-- Start Given data --

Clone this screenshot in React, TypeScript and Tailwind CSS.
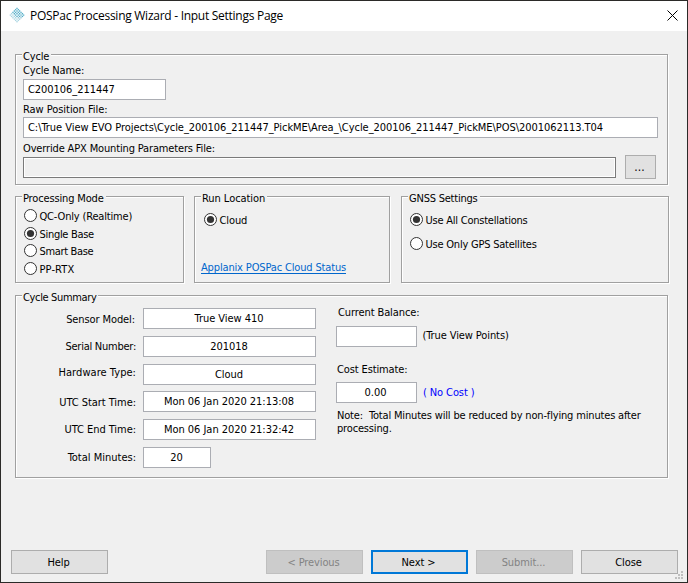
import type { ReactNode } from "react";
import clsx from "clsx";

type GroupBoxProps = { title: string; className?: string; titleClassName?: string; children: ReactNode };

function GroupBox({ title, className, titleClassName, children }: GroupBoxProps) {
  return (
    <section
      className={clsx(
        "relative border border-[#a0a0a0] shadow-[1px_1px_0_#fff,inset_1px_1px_0_#fff]",
        className,
      )}
    >
      <h2
        className={clsx("absolute -top-[5px] left-[6px] bg-[#f0f0f0] pl-px pr-[2px]", titleClassName)}
      >
        {title}
      </h2>
      {children}
    </section>
  );
}

function Field({ value, className }: { value?: string; className?: string }) {
  return (
    <div className={clsx("flex h-[21px] shrink-0 items-center border border-[#abadb3] bg-white px-1", className)}>
      {value}
    </div>
  );
}

type RadioProps = { label: string; checked?: boolean; className?: string };

function Radio({ label, checked, className }: RadioProps) {
  return (
    <label className={clsx("flex h-[13px] items-start", className)}>
      <svg className="size-[13px] shrink-0" viewBox="0 0 13 13">
        <circle cx="6.5" cy="6.5" r="6" fill="#fff" stroke="#333" strokeWidth="1" />
        {checked && <circle cx="6.5" cy="6.5" r="3.6" fill="#333" />}
      </svg>
      <span className="ml-[2.5px] mt-px">{label}</span>
    </label>
  );
}

type ButtonProps = { label: string; variant?: "normal" | "primary" | "disabled"; className?: string };

function Button({ label, variant = "normal", className }: ButtonProps) {
  return (
    <button
      disabled={variant === "disabled"}
      className={clsx(
        "flex h-6 w-[97px] shrink-0 items-center justify-center pr-[2px] tracking-[-0.1px]",
        variant === "normal" && "border border-[#adadad] bg-[#e1e1e1]",
        variant === "primary" && "border-2 border-[#0078d7] bg-[#e1e1e1]",
        variant === "disabled" && "border border-[#bfbfbf] bg-[#cccccc] text-[#838383]",
        className,
      )}
    >
      {label}
    </button>
  );
}

const cells = Array.from({ length: 36 }, (_, i) => ({ col: i % 6, row: Math.floor(i / 6) }));

function AppIcon() {
  return (
    <svg className="mb-[2px] size-4" viewBox="0 0 16 16">
      <g transform="translate(8 0) rotate(45)">
        {cells.map(({ col, row }) => (
          <rect
            key={`${col}-${row}`}
            x={col * 1.9 + 0.3}
            y={row * 1.9 + 0.3}
            width="1.3"
            height="1.3"
            fill={row > 3 ? "#a5d3e0" : col + row > 6 ? "#8fc3d4" : "#47a8c4"}
          />
        ))}
      </g>
    </svg>
  );
}

const summary = [
  { label: "Sensor Model:", value: "True View 410", labelClass: "mt-[5px] mr-px tracking-[-0.1px]", rowClass: "h-7" },
  { label: "Serial Number:", value: "201018", labelClass: "mt-1 tracking-[-0.25px]", rowClass: "h-7" },
  { label: "Hardware Type:", value: "Cloud", labelClass: "mt-[2px] tracking-[0.05px]", rowClass: "h-[27px]" },
  { label: "UTC Start Time:", value: "Mon 06 Jan 2020 21:13:08", labelClass: "mt-[5px] tracking-[-0.05px]", rowClass: "h-7" },
  { label: "UTC End Time:", value: "Mon 06 Jan 2020 21:32:42", labelClass: "mt-1 tracking-[-0.05px]", rowClass: "h-7" },
  { label: "Total Minutes:", value: "20", labelClass: "mt-1", rowClass: "h-[21px]" },
];

const rawFile =
  "C:\\True View EVO Projects\\Cycle_200106_211447_PickME\\Area_\\Cycle_200106_211447_PickME\\POS\\2001062113.T04";

export default function App() {
  return (
    <div className="flex h-[583px] w-[688px] flex-col overflow-hidden whitespace-pre border border-[#2b2a28] bg-[#f0f0f0] font-['DejaVu_Sans_Condensed','DejaVu_Sans',sans-serif] text-[11px] leading-[13px] text-black">
      <header className="flex h-[30px] shrink-0 items-center bg-white pl-2">
        <AppIcon />
        <h1 className="ml-[5px] font-['Open_Sans',sans-serif] text-[12px] leading-4 tracking-[-0.27px]">
          POSPac Processing Wizard - Input Settings Page
        </h1>
        <svg className="mb-[2px] ml-auto mr-[9px] size-[11px]" viewBox="0 0 11 11" stroke="#000" strokeWidth="1">
          <path d="M.5.5l10 10M10.5.5l-10 10" />
        </svg>
      </header>

      <main className="px-[14px] pt-[23px]">
        <GroupBox title="Cycle" titleClassName="tracking-[-0.15px]" className="h-[131px] w-[653px] pl-[7px] pt-[9px]">
          <p className="tracking-[-0.15px]">Cycle Name:</p>
          <Field value="C200106_211447" className="mt-[2px] w-[143px] tracking-[-0.05px]" />
          <p className="mt-[3px] tracking-[-0.05px]">Raw Position File:</p>
          <Field value={rawFile} className="mt-px w-[635px] tracking-[-0.045px]" />
          <p className="mt-1 tracking-[-0.15px]">Override APX Mounting Parameters File:</p>
          <div className="flex items-start">
            <div className="mt-[2px] h-[21px] w-[593px] border border-[#7a7a7a] shadow-[inset_0_0_0_1px_#fff]" />
            <button className="ml-[9px] h-6 w-[31px] border border-[#adadad] bg-[#e1e1e1] pr-[2px] pt-px text-[12px]">...</button>
          </div>
        </GroupBox>

        <div className="mt-[11px] flex">
          <GroupBox
            title="Processing Mode"
            titleClassName="tracking-[-0.15px]"
            className="h-[87px] w-[169px] pl-2 pt-3"
          >
            <Radio label="QC-Only (Realtime)" className="tracking-[-0.17px]" />
            <Radio label="Single Base" checked className="mt-[5px] tracking-[-0.3px]" />
            <Radio label="Smart Base" className="mt-1 tracking-[-0.34px]" />
            <Radio label="PP-RTX" className="mt-[5px] tracking-[0.1px]" />
          </GroupBox>
          <GroupBox
            title="Run Location"
            titleClassName="tracking-[-0.05px]"
            className="ml-[10px] h-[87px] w-[196px] pl-[6px] pt-4"
          >
            <Radio label="Cloud" checked className="pl-[3px] tracking-[-0.1px]" />
            <a className="mt-9 flex w-[145px] border-b border-[#0066cc] leading-[11px] tracking-[-0.15px] text-[#0066cc]">
              Applanix POSPac Cloud Status
            </a>
          </GroupBox>
          <GroupBox
            title="GNSS Settings"
            titleClassName="tracking-[-0.22px]"
            className="ml-[11px] h-[87px] w-[268px] pl-2 pt-4"
          >
            <Radio label="Use All Constellations" checked className="tracking-[-0.23px]" />
            <Radio label="Use Only GPS Satellites" className="mt-[11px] tracking-[-0.22px]" />
          </GroupBox>
        </div>

        <GroupBox
          title="Cycle Summary"
          titleClassName="tracking-[-0.35px]"
          className="mt-3 flex h-[183px] w-[653px]"
        >
          <div className="w-[300px] pt-3">
            {summary.map(({ label, value, labelClass, rowClass }) => (
              <div key={label} className={clsx("flex items-start", rowClass)}>
                <div className="flex w-[120px] shrink-0 justify-end">
                  <span className={labelClass}>{label}</span>
                </div>
                <Field
                  value={value}
                  className={clsx(
                    "ml-[7px] justify-center pr-[5px] tracking-[-0.04px]",
                    label === "Total Minutes:" ? "w-[68px]" : "w-[173px]",
                  )}
                />
              </div>
            ))}
          </div>
          <div className="ml-5 pt-[10px]">
            <p className="pl-[2px] tracking-[-0.1px]">Current Balance:</p>
            <div className="mt-[7px] flex items-start">
              <Field className="w-[81px]" />
              <span className="ml-[5.5px] mt-[3px] tracking-[-0.1px]">(True View Points)</span>
            </div>
            <p className="mt-4 pl-px tracking-[-0.12px]">Cost Estimate:</p>
            <div className="mt-[6px] flex items-start">
              <Field value="0.00" className="w-[81px] justify-center pr-[6px]" />
              <span className="ml-[6px] mt-1 tracking-[-0.1px] text-[#0000ff]">( No Cost )</span>
            </div>
            <p className="mt-[6px] pl-px tracking-[-0.165px]">
              {"Note:  Total Minutes will be reduced by non-flying minutes after\nprocessing."}
            </p>
          </div>
        </GroupBox>
      </main>

      <footer className="mt-[72px] flex shrink-0 pl-[10px]">
        <Button label="Help" />
        <Button label="< Previous" variant="disabled" className="ml-[158px]" />
        <Button label="Next >" variant="primary" className="ml-2" />
        <Button label="Submit..." variant="disabled" className="ml-2" />
        <Button label="Close" className="ml-2" />
        <svg className="-ml-[3px] mt-[21px] h-2 w-2 shrink-0" viewBox="0 0 8 8" fill="#bfbfbf">
          <path d="M6 0h2v2h-2zM3 3h2v2h-2zM6 3h2v2h-2zM0 6h2v2h-2zM3 6h2v2h-2zM6 6h2v2h-2z" />
        </svg>
      </footer>
    </div>
  );
}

-- End Given data --

▶ What this task involves
Reproduce exactly the run of lines that opens the listing and closes with the line holding "string; className?: string;". Pictures are excluded.

▶ Output of the exercise
Clone this screenshot in React, TypeScript and Tailwind CSS.
import type { ReactNode } from "react";
import clsx from "clsx";

type GroupBoxProps = { title: string; className?: string; titleClassName?: string; children: ReactNode };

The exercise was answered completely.